Of the $2.24 billion raised in the June quarter by 53 companies that secured financing inflows of over $10 million, $851.57m was raised by gold companies while $588.14m was secured by lithium juniors.
The next most successful capital raisers were in graphite ($154m, mainly down to a single large raise by Syrah Resources (ASX:SYR)), nickel, copper ($76.42m & $71.65m respectively) and rare earths ($66.31m).
Average financing inflows per company rose 8.5% to $3.65m.

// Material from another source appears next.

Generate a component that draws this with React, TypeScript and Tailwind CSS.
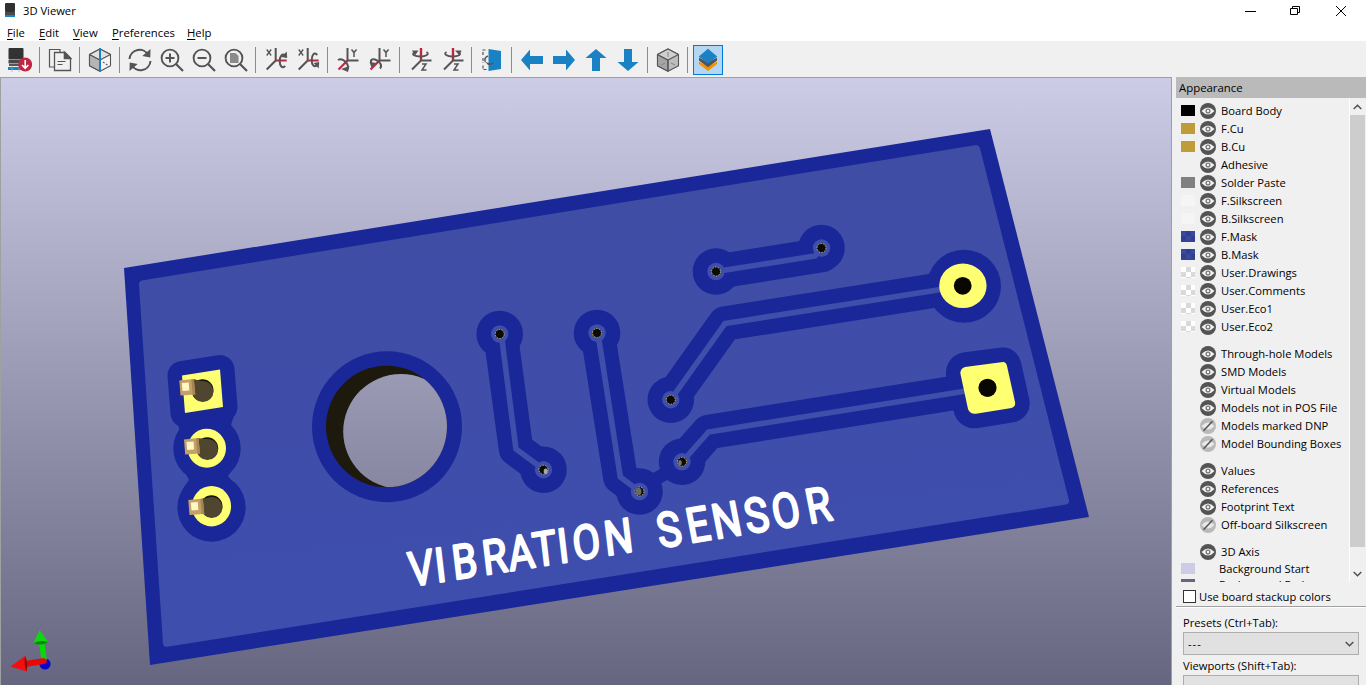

Andrawes said even more capital would need to head into the industry to underpin the energy transition, given the intensity of metals needed to feed EV and renewable demand outlooks, with exploration expenditure also lifting 10% to $914m and spend per company rising 12% to $1.17m.
Led by gold, lithium and a revival in copper drilling, those figures suggest explorers are not concerned about conserving cash and feel they can tap investors for more money down the line.
“There’s money going back into exploration and money being raised which is healthy and as you know, companies won’t spend money on exploration unless they have some confidence that it can be replaced,” Andrawes said.
“So it was a strong quarter in that respect definitely.
“In general, we know that there has to be a lot more investment in energy transition minerals, and rare earths and things to meet all the net zero things we have to have.
“Even what we’re seeing now is still way under what it ought to be.”
According to BDO’s numbers 82% of companies boasted cash balances in excess of $1m, up 1% on the March quarter.
In 2015 and 2016 that dropped below 50%, indicating the financial health of the ASX resources sector remains resolute despite pressures from inflation, weak Chinese commodity demand and rising interest rates.
With cash balances historically high, commodity prices coming off and equity valuations heading into discount territory, the likelihood of more M&A remains high.
Seven explorers and small miners left the ASX in the June quarter, with Breaker Resources acquired by Ramelius, Mincor swallowed by Wyloo, Tulla merged with Pantoro, Octanex acquired by Albers Group, Norwest taken by MinRes, Kingwest picked up by Brightstar and Duke Exploration merged with backdoor listee True North Copper.
“I think from what I’m hearing, there’s quite a lot more in the pipeline,” Andrawes said.
While the market has been abuzz with lithium consolidation news including MinRes’ potential purchase of Bald Hill and its support of Develop’s (ASX:DVP) takeover of Essential Metals (ASX:ESS), Allkem’s (ASX:AKE) tie-up with Livent, and Albemarle’s possibly contested $6.6 billion approach for Liontown (ASX:LTR), activity is picking up all across the industry.
“Definitely some lithium stuff but we’re seeing many others,” Andrawes said.
“So it’s not just in that space. We’re working on Talon and Strike and that’s in the oil and gas sector.”